--- BEGIN Dataset section ---

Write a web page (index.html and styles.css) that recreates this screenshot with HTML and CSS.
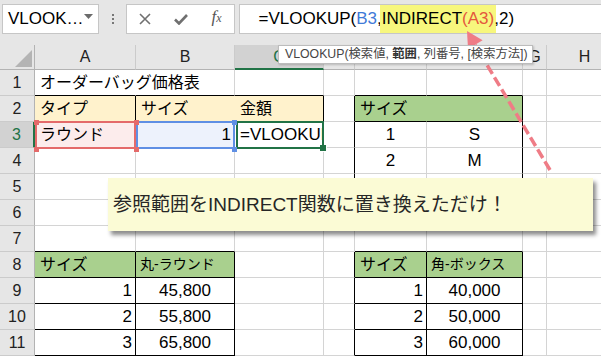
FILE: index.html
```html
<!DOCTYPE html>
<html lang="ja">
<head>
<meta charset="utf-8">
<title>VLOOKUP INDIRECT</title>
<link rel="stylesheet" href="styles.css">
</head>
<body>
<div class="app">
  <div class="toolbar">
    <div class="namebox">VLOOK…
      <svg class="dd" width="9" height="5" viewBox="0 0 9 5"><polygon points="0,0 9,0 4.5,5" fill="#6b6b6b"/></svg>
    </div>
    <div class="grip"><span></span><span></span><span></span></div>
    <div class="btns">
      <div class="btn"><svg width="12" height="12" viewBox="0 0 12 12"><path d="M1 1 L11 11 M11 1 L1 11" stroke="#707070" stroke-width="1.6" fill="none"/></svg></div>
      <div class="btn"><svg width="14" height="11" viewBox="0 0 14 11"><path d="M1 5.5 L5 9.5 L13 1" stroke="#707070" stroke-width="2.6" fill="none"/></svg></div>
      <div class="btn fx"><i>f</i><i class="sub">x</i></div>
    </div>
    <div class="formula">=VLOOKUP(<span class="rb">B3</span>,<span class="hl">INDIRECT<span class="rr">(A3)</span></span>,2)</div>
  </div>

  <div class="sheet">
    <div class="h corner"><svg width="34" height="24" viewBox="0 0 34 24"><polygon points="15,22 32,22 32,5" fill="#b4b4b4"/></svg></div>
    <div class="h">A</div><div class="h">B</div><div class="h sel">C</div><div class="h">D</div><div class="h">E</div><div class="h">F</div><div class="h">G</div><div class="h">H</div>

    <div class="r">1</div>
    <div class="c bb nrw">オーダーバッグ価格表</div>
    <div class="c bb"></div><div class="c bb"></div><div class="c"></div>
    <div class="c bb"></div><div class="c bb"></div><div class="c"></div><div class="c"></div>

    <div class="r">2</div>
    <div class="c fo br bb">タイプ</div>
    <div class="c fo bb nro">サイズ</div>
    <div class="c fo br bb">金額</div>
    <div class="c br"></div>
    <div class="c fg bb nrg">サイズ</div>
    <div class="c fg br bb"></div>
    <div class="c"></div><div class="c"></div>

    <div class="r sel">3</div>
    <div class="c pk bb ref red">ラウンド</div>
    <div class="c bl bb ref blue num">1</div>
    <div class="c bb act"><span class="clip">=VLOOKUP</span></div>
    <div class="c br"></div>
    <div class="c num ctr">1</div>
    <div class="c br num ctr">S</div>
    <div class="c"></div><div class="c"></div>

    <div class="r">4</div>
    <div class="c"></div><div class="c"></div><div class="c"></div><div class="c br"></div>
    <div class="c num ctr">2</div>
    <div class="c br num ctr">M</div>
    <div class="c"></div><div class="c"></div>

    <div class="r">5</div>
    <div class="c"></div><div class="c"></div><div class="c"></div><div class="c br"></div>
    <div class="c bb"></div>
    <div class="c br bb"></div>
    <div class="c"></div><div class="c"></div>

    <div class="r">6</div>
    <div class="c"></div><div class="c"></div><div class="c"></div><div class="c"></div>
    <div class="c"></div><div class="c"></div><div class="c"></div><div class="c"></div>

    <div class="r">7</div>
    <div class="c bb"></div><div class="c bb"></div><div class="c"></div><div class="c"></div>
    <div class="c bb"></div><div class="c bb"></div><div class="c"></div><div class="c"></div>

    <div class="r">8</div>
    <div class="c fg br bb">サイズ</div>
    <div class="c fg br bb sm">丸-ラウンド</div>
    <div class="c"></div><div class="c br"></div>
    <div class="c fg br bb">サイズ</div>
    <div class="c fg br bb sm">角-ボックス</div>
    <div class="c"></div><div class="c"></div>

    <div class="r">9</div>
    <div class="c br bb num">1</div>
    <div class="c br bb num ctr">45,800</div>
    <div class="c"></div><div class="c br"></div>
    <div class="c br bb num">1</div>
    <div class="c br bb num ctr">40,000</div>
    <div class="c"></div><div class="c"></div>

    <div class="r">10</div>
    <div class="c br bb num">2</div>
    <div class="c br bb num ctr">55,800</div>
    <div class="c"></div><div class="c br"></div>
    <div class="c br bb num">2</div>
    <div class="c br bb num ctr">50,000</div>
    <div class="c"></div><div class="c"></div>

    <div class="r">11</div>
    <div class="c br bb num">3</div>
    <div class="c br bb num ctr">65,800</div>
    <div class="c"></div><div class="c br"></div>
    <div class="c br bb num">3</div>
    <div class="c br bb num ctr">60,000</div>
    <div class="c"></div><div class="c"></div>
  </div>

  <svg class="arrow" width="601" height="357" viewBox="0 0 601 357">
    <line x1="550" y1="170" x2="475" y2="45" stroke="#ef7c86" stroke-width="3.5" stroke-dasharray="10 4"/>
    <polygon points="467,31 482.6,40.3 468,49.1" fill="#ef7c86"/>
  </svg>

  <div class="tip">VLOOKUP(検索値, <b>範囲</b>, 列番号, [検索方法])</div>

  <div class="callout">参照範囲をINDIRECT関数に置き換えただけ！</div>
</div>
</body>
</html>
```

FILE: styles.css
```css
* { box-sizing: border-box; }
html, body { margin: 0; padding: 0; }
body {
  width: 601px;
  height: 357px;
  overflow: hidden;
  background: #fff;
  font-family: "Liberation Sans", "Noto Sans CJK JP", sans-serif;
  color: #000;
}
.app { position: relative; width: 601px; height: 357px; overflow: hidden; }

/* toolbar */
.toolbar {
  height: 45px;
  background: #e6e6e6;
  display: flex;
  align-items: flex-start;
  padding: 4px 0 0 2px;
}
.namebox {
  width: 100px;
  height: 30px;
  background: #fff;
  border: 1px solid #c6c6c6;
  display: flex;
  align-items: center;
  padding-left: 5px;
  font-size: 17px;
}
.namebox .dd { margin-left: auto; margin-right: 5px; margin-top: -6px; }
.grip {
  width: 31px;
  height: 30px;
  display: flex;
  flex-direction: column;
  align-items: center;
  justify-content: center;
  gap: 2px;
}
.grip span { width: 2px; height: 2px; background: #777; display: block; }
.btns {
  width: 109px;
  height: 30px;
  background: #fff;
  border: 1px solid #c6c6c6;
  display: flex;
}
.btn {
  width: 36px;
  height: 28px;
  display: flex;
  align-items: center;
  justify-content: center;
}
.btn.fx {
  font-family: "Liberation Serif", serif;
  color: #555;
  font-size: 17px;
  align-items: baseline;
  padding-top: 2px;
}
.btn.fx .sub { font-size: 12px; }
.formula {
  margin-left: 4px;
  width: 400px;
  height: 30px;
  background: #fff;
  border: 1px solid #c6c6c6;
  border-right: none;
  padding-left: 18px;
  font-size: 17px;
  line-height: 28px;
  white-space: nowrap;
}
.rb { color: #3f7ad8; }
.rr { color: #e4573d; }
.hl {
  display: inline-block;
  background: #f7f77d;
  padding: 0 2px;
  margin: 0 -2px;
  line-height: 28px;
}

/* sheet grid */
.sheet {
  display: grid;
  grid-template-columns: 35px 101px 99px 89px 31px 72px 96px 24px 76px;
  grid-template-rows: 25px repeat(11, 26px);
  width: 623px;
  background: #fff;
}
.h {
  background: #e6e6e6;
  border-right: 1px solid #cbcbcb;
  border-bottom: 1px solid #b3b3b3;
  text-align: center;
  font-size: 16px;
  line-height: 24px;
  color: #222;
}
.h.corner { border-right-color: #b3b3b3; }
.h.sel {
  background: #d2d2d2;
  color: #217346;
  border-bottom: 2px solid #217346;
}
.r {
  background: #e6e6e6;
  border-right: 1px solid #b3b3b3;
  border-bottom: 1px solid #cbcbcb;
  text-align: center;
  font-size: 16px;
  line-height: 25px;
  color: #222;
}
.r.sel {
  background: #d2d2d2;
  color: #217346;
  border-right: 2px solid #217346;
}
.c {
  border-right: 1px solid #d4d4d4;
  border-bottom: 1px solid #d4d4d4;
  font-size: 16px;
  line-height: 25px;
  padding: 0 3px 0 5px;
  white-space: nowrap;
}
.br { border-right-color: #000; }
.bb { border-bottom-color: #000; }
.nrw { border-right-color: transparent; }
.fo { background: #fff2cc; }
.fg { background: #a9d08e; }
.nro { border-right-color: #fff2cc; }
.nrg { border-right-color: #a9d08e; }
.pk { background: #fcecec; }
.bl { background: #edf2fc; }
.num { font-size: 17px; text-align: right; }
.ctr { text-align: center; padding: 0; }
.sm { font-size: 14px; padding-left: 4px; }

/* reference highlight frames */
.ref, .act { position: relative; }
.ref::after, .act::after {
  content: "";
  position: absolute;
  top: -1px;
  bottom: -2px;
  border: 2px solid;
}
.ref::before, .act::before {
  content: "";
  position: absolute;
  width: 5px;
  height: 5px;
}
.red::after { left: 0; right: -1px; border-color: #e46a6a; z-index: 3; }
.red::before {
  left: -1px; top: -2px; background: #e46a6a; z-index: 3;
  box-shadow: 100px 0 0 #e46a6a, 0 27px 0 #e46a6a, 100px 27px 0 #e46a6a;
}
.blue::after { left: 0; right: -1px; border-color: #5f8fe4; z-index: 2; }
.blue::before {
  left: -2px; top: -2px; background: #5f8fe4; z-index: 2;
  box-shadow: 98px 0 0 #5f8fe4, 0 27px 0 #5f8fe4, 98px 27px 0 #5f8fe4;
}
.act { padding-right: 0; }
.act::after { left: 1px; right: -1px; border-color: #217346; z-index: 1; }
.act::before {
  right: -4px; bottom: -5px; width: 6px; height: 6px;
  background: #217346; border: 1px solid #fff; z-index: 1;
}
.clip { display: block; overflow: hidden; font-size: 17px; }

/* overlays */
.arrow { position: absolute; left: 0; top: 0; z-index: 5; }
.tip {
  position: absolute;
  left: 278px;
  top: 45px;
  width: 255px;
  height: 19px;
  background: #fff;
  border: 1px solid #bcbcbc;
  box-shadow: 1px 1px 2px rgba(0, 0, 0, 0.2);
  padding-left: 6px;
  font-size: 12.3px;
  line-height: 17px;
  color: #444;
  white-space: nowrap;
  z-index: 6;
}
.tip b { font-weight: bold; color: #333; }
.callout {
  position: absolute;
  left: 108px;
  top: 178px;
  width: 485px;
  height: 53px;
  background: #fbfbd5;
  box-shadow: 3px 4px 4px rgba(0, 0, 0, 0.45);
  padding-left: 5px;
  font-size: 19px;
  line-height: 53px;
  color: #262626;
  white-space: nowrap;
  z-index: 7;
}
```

--- END Dataset section ---

» **Objective**:
Take every line from the data above that holds "styles" and copy it out.

» **Answer to the exercise**:
Write a web page (index.html and styles.css) that recreates this screenshot with HTML and CSS.
<link rel="stylesheet" href="styles.css">
FILE: styles.css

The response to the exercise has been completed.